REQUIRE is a different thing; it can often be used to load files, but what it actually tries to do is to ensure that some named piece of functionality (a "MODULE") has been made available ("PROVIDEd"). The exact mechanism that REQUIRE uses to make these modules available is implementation-dependent. In OpenMCL, the default implementation is to search a list of directories (the value of the variable CCL:*MODULE-SEARCH-PATH*) for a file whose (lowercased) name matches the module name and, if successful, to try to LOAD that file. (More generally, any function on the list which is the value of CCL:*MODULE-PROVIDER-FUNCTIONS* can perform arbitrary actions - like downloading and installing code from the net - in order to provide a module; the function that searches CCL:*MODULE-SEARCH-PATH* is, by default, the only function on the CCL:*MODULE-PROVIDER-FUNCTIONS* list.)

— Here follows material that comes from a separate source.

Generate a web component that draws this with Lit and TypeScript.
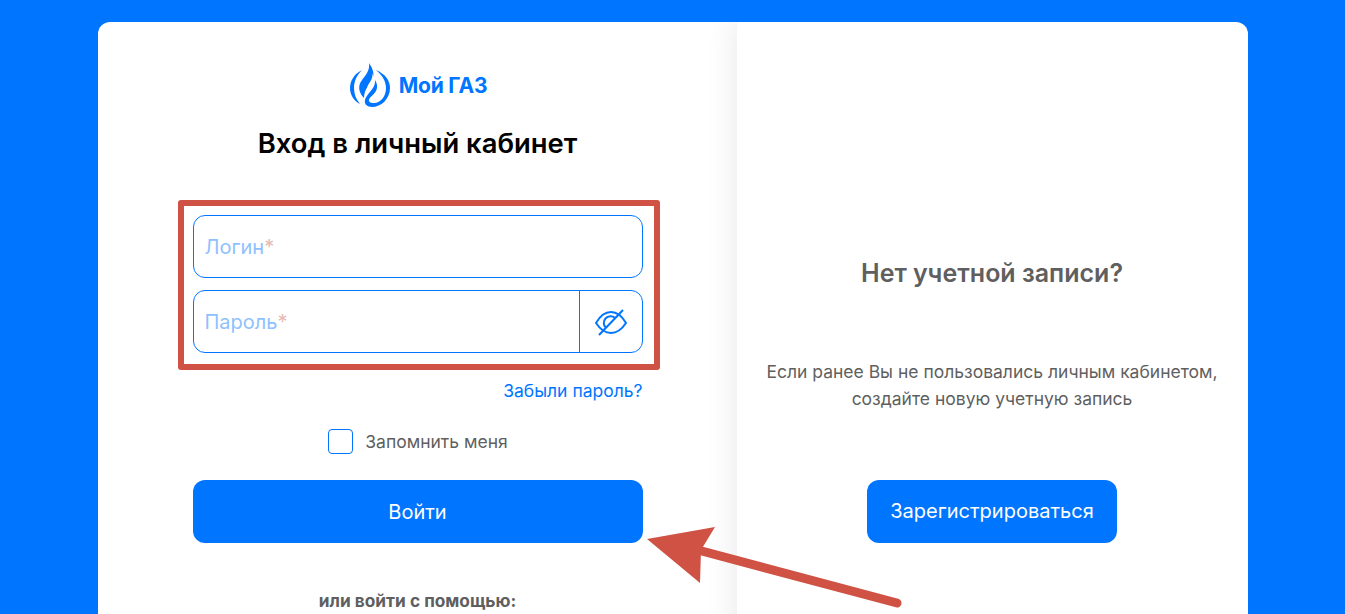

REQUIRE and PROVIDE are often used as system-construction tools: in order to compile X, it may be necessary that functionality defined in some other system component (file or set of files). It's not quite the same thing (it doesn't involve text substitution), but one might think of the C idiom
#include <foo.h> /* Find foo.h in the filesystem somewhere. We don't care where (too much); we just want the functionality that it offers */
(require "FOO") ;; If FOO hasn't already been provided, go find it ;; and make the functionality that it offers available
as being sort of distant cousins.
Note that REQUIRE's first argument is a module name, not a pathname.